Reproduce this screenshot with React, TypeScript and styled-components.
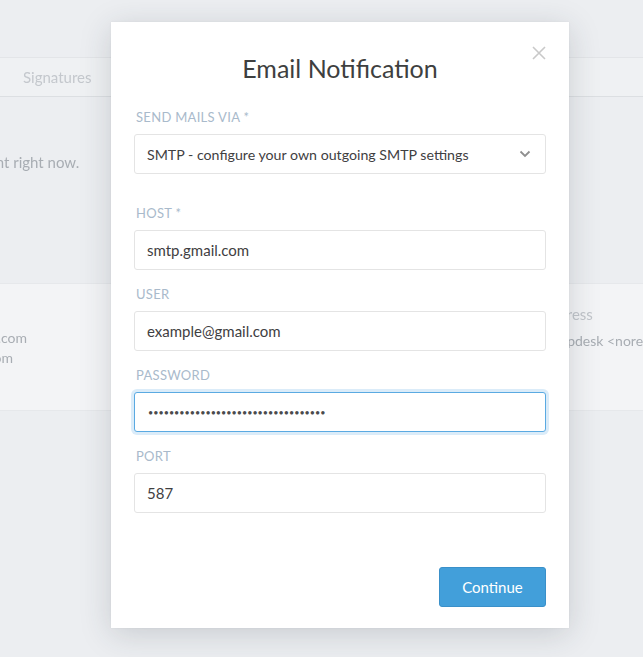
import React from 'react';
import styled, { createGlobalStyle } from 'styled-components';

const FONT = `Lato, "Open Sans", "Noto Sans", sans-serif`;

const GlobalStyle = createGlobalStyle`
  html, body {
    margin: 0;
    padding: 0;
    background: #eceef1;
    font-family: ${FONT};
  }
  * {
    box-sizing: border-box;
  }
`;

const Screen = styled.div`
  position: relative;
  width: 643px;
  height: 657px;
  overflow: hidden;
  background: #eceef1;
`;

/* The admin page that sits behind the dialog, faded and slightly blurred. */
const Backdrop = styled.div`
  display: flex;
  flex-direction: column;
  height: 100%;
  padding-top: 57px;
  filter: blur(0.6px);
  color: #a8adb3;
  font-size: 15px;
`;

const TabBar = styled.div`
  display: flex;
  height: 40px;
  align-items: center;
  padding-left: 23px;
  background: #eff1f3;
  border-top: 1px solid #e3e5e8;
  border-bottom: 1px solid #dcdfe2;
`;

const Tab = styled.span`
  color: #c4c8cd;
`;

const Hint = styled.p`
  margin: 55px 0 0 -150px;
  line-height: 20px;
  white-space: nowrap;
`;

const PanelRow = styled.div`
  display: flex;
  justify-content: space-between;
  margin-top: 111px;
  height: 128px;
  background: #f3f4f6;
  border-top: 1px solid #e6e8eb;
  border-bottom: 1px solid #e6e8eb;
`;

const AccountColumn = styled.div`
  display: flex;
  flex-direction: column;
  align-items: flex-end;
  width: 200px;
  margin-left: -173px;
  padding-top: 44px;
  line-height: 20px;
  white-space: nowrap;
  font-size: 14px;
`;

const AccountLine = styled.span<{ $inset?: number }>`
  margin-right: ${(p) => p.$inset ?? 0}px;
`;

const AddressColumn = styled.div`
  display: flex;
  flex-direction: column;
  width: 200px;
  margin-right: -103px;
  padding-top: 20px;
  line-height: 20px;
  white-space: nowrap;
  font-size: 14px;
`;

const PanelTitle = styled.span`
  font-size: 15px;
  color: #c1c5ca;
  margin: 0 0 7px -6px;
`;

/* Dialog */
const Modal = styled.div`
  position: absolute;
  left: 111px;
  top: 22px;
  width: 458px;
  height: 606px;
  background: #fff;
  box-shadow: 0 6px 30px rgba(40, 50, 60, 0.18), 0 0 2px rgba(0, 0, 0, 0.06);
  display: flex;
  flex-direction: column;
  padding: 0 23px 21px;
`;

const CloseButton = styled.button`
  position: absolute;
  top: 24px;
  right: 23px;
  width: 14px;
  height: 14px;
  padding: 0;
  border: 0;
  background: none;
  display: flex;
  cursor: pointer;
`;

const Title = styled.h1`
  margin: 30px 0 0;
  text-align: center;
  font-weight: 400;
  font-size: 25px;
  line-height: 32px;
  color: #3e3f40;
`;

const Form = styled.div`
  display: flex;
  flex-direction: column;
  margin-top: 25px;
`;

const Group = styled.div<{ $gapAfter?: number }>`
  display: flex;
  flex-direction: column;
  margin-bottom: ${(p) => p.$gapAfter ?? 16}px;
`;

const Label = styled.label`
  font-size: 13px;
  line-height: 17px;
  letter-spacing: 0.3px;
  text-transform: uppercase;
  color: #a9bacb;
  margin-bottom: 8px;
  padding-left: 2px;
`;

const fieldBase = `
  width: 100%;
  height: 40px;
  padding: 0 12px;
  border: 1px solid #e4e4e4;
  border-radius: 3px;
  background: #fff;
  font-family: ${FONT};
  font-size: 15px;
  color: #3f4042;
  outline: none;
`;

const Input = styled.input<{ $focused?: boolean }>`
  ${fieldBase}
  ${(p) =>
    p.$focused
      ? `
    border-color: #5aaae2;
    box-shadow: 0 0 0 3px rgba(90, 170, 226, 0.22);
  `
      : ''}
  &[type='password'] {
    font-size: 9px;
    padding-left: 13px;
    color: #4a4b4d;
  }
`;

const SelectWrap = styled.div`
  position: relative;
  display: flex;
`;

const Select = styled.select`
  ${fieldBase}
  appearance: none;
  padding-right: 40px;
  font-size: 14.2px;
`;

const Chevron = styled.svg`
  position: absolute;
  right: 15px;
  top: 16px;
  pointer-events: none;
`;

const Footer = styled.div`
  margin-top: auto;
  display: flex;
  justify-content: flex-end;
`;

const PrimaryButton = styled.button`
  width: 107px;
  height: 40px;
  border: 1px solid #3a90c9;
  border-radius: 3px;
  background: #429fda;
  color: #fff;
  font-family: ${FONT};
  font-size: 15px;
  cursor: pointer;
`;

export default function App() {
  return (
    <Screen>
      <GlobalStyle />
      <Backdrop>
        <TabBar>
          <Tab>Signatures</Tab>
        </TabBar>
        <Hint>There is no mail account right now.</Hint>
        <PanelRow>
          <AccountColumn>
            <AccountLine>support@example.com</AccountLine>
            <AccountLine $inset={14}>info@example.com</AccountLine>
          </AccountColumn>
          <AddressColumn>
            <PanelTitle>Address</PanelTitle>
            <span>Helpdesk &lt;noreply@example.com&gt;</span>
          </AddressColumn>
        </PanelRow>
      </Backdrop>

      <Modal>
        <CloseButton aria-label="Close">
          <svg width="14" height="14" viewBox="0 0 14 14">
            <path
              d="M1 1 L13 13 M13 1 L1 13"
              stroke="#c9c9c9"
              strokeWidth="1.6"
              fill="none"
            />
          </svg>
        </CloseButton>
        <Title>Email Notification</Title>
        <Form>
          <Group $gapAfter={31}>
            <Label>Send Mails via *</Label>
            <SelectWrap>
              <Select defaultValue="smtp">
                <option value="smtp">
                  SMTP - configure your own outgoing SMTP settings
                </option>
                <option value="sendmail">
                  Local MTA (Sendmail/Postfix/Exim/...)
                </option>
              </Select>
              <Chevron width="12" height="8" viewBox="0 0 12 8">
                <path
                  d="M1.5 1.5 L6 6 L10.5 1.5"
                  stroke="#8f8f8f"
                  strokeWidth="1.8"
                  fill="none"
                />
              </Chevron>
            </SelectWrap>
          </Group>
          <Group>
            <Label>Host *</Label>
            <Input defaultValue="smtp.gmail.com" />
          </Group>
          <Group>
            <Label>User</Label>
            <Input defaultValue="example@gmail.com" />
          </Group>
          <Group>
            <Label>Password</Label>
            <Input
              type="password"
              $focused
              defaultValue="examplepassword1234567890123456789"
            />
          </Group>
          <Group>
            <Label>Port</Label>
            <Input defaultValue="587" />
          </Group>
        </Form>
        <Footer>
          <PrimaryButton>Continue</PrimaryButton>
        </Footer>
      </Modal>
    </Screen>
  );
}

□ □ □ □ □

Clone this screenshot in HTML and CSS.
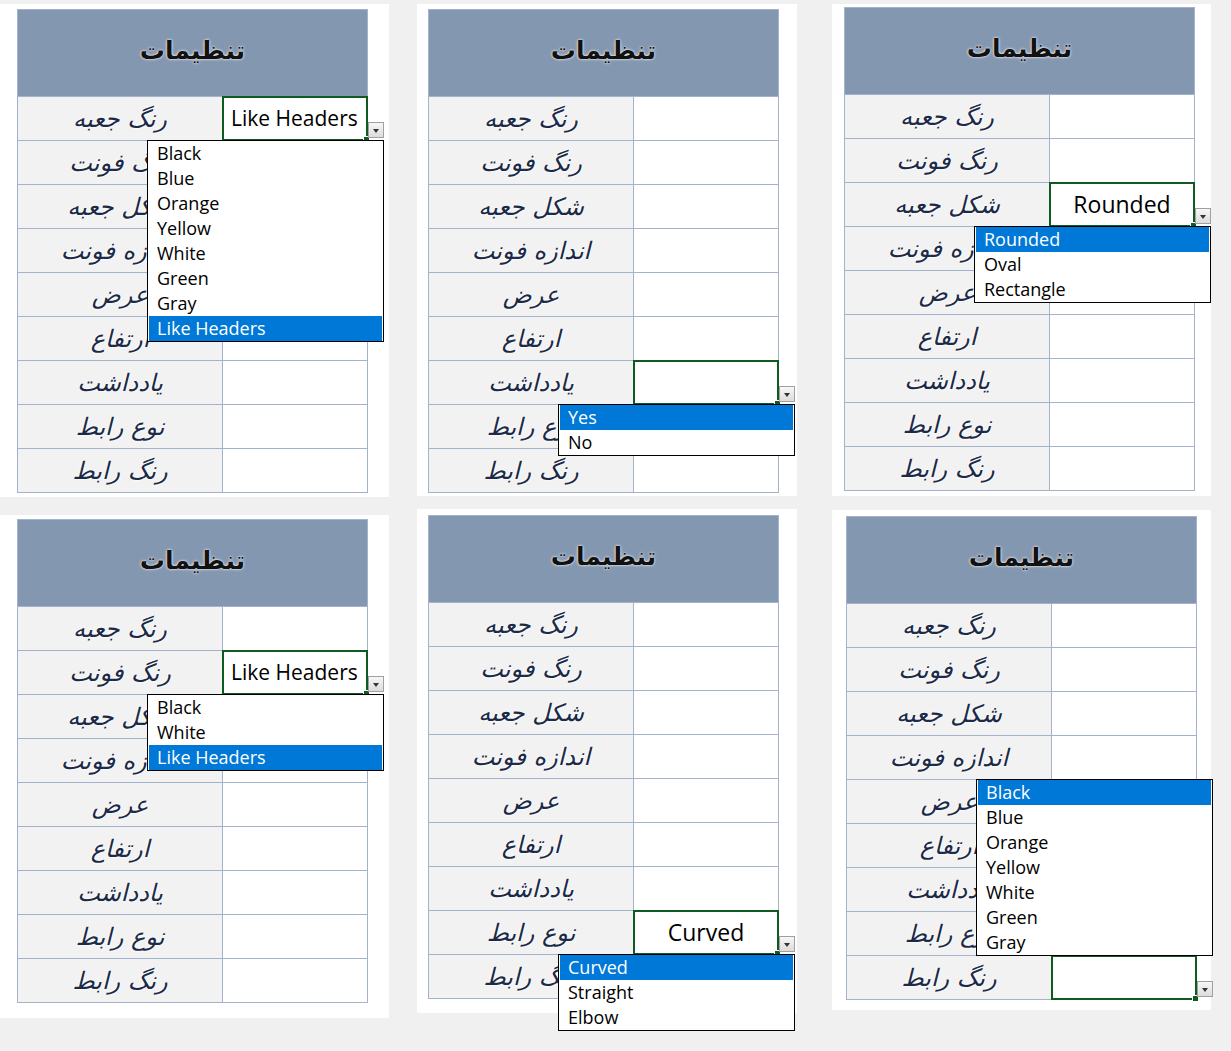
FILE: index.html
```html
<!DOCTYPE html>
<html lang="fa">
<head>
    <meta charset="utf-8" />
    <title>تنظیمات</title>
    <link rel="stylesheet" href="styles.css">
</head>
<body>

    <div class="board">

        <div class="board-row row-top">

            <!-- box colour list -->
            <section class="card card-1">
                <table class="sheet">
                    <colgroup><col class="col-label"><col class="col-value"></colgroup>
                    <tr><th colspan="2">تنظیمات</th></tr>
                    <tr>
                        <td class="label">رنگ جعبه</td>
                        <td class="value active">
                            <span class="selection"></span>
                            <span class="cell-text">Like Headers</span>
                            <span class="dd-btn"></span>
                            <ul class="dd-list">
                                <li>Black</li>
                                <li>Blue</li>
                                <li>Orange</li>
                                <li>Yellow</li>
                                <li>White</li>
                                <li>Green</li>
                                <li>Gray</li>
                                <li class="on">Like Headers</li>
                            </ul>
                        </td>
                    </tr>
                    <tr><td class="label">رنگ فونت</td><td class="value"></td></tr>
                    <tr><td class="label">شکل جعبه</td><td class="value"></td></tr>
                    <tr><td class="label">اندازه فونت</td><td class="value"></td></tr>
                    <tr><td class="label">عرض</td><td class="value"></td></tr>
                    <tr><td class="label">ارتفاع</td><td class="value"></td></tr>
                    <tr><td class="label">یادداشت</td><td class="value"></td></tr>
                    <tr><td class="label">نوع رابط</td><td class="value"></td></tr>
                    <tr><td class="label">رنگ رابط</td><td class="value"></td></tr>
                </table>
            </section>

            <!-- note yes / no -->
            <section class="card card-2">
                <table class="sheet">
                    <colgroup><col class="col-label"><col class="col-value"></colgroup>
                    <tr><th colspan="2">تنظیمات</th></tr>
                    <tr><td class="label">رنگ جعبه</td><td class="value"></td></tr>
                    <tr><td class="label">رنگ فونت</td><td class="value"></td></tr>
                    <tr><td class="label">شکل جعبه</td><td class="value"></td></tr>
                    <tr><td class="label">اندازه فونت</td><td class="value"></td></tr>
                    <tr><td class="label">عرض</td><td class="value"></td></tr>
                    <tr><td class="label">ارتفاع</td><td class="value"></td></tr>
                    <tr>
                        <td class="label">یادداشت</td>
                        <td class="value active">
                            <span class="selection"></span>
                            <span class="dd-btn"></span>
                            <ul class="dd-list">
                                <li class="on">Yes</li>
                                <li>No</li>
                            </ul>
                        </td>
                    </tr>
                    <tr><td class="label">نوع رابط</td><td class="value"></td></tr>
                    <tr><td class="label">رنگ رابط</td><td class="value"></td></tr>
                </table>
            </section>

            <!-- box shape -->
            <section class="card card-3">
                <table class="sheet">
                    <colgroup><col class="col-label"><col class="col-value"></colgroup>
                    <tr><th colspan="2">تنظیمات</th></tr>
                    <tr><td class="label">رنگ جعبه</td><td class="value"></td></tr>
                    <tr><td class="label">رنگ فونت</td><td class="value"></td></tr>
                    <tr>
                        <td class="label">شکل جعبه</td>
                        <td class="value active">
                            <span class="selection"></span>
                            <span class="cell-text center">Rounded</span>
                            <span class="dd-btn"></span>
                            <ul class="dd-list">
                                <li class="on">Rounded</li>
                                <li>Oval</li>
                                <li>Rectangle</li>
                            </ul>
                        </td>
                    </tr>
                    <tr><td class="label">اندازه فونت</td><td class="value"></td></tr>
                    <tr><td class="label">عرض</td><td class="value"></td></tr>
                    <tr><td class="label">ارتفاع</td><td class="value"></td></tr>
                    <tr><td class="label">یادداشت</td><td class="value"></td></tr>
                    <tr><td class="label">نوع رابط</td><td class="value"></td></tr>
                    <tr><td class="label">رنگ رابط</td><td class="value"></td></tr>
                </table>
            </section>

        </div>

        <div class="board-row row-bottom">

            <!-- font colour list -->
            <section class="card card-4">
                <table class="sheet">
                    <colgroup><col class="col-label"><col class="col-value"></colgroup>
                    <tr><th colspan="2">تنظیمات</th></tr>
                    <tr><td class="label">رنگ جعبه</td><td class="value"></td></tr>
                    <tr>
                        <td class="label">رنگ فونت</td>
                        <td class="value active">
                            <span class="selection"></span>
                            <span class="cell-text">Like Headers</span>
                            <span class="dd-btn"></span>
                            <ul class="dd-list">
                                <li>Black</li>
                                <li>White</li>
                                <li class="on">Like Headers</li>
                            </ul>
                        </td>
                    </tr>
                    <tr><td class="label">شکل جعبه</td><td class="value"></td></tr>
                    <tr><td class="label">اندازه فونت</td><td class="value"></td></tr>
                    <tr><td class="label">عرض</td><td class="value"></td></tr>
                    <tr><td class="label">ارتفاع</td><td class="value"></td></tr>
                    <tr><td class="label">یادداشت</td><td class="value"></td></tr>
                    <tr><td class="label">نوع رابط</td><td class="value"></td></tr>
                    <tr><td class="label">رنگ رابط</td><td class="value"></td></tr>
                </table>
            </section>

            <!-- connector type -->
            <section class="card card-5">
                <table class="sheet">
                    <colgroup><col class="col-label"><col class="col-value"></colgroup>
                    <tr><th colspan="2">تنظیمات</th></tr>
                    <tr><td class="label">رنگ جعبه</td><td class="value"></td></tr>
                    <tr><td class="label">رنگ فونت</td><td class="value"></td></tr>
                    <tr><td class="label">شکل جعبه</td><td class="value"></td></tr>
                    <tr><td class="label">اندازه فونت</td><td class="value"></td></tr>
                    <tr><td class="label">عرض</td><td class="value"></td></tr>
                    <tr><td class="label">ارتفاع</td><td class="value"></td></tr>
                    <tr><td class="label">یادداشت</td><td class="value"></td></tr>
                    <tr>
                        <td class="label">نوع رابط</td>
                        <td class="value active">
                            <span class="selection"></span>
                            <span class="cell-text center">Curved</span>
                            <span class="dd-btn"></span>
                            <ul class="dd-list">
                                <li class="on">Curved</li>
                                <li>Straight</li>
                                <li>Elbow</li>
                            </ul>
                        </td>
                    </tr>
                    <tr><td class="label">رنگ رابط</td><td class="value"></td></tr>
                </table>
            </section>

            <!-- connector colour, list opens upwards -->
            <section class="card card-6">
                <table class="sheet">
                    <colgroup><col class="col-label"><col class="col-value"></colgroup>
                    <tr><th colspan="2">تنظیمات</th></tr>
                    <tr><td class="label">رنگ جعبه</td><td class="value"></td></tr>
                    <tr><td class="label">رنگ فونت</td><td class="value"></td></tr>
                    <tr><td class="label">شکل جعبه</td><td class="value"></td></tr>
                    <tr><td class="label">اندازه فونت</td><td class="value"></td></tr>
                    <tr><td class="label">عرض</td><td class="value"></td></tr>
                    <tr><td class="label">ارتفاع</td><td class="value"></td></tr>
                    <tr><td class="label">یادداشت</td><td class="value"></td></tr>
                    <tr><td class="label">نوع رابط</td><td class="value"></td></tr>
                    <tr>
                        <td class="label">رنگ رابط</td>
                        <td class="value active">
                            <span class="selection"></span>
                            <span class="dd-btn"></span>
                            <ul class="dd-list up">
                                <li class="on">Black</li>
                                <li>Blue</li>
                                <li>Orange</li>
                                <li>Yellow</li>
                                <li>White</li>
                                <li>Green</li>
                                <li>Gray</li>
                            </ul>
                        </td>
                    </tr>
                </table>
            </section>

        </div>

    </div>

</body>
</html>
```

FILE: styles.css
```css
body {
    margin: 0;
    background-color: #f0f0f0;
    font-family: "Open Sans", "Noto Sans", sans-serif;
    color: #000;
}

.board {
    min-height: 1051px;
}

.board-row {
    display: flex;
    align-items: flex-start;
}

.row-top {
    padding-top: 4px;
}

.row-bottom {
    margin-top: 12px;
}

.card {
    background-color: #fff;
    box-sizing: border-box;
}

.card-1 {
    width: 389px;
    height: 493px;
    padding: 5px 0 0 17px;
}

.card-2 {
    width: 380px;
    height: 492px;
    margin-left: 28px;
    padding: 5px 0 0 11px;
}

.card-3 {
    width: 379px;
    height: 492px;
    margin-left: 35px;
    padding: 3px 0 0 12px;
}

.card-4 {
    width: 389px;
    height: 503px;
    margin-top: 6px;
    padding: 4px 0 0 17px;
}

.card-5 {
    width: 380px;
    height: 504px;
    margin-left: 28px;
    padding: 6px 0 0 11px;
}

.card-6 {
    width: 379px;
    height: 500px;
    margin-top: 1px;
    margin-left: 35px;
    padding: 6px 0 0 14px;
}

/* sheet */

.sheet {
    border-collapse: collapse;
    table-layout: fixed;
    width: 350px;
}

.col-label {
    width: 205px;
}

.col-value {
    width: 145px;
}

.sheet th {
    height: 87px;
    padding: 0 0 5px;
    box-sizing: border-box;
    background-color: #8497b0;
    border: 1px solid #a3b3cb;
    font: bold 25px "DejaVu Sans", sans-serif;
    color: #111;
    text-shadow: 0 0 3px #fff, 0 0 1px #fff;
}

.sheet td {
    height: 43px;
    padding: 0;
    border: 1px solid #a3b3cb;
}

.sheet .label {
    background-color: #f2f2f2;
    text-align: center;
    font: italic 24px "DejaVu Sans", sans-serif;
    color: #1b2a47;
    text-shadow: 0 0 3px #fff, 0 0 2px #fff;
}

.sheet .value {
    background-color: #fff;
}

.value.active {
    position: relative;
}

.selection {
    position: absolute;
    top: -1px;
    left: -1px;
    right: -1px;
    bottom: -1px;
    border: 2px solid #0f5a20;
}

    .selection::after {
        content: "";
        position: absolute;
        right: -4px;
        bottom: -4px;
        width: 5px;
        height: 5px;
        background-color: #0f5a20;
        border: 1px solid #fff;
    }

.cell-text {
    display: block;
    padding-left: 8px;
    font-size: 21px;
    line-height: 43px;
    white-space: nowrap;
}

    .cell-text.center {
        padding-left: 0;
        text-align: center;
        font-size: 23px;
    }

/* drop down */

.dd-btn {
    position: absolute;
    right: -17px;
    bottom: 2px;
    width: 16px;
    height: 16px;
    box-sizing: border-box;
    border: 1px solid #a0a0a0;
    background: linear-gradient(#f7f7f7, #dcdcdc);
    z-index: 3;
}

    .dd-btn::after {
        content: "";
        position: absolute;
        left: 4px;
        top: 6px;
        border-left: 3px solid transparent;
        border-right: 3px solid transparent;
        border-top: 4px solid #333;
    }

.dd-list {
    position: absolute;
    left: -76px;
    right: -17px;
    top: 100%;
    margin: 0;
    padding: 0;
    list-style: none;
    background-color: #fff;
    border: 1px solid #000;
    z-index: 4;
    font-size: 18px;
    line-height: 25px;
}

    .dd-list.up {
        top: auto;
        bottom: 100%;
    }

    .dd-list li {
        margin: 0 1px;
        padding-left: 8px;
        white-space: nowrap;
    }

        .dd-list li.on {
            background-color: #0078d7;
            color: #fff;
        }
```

□ □ □ □ □

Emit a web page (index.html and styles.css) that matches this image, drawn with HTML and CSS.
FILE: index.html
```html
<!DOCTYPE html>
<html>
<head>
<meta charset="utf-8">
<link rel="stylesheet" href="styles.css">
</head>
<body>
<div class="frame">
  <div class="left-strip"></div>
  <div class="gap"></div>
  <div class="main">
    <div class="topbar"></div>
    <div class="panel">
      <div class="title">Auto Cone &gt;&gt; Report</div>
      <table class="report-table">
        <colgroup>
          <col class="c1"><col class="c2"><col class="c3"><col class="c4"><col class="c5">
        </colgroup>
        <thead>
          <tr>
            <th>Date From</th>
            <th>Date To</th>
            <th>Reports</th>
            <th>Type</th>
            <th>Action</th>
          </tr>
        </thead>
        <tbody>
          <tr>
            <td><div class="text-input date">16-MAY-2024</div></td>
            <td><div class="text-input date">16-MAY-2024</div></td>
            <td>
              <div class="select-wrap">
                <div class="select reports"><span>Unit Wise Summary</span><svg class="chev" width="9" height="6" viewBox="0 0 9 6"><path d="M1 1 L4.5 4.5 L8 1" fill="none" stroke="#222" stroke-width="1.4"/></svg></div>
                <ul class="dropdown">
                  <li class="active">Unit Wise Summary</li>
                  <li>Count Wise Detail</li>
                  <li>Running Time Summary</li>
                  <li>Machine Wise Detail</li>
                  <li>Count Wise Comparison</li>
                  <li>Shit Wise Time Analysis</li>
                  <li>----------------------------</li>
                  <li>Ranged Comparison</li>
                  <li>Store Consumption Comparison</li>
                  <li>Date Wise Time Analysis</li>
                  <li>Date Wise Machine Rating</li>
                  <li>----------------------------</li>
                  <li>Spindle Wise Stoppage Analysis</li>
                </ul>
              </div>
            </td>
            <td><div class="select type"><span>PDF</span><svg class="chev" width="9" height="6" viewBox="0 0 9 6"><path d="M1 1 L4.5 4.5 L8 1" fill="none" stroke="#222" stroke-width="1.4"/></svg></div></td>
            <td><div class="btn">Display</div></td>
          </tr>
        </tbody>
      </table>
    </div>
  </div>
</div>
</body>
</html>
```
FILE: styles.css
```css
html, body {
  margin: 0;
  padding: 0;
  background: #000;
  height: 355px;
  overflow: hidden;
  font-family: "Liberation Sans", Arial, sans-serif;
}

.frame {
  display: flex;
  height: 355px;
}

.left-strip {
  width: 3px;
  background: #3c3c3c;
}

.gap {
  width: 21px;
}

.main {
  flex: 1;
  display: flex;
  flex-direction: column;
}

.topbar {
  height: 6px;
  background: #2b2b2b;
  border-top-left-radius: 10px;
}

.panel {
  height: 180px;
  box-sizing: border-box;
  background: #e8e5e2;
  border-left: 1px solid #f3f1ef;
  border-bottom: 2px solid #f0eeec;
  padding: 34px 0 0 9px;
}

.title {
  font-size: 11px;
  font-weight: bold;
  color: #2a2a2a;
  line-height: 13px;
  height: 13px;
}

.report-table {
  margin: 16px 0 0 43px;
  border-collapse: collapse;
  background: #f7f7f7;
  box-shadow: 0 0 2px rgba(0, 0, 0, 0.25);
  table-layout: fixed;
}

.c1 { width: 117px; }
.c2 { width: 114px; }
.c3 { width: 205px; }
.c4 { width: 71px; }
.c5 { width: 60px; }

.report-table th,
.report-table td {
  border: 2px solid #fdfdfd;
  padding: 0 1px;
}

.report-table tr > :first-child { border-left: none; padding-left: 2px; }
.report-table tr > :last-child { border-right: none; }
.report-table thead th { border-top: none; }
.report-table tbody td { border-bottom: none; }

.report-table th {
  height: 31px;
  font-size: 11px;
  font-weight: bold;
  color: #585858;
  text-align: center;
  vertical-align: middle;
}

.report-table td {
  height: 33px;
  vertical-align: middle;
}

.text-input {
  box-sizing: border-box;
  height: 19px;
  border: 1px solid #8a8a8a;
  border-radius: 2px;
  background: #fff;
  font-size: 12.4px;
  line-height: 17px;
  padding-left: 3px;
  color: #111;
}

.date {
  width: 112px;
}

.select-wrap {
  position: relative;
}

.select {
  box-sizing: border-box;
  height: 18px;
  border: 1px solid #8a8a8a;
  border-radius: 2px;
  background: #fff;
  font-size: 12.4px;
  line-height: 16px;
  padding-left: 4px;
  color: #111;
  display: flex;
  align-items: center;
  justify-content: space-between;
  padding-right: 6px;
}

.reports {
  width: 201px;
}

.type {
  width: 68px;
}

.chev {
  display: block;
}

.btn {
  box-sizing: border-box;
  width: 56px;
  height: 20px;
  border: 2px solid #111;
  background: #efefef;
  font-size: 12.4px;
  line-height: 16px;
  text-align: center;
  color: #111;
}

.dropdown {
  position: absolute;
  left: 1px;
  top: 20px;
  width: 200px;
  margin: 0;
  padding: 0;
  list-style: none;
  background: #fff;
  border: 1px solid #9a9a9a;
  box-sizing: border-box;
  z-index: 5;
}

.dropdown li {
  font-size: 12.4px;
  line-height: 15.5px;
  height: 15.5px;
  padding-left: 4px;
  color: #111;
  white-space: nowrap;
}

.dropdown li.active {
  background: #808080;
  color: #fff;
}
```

□ □ □ □ □

● Requirement: Your task is to gather all lines from the entries above that hold the word "styles".

● Reply to the exercise:
    <link rel="stylesheet" href="styles.css">
FILE: styles.css
Emit a web page (index.html and styles.css) that matches this image, drawn with HTML and CSS.
<link rel="stylesheet" href="styles.css">
FILE: styles.css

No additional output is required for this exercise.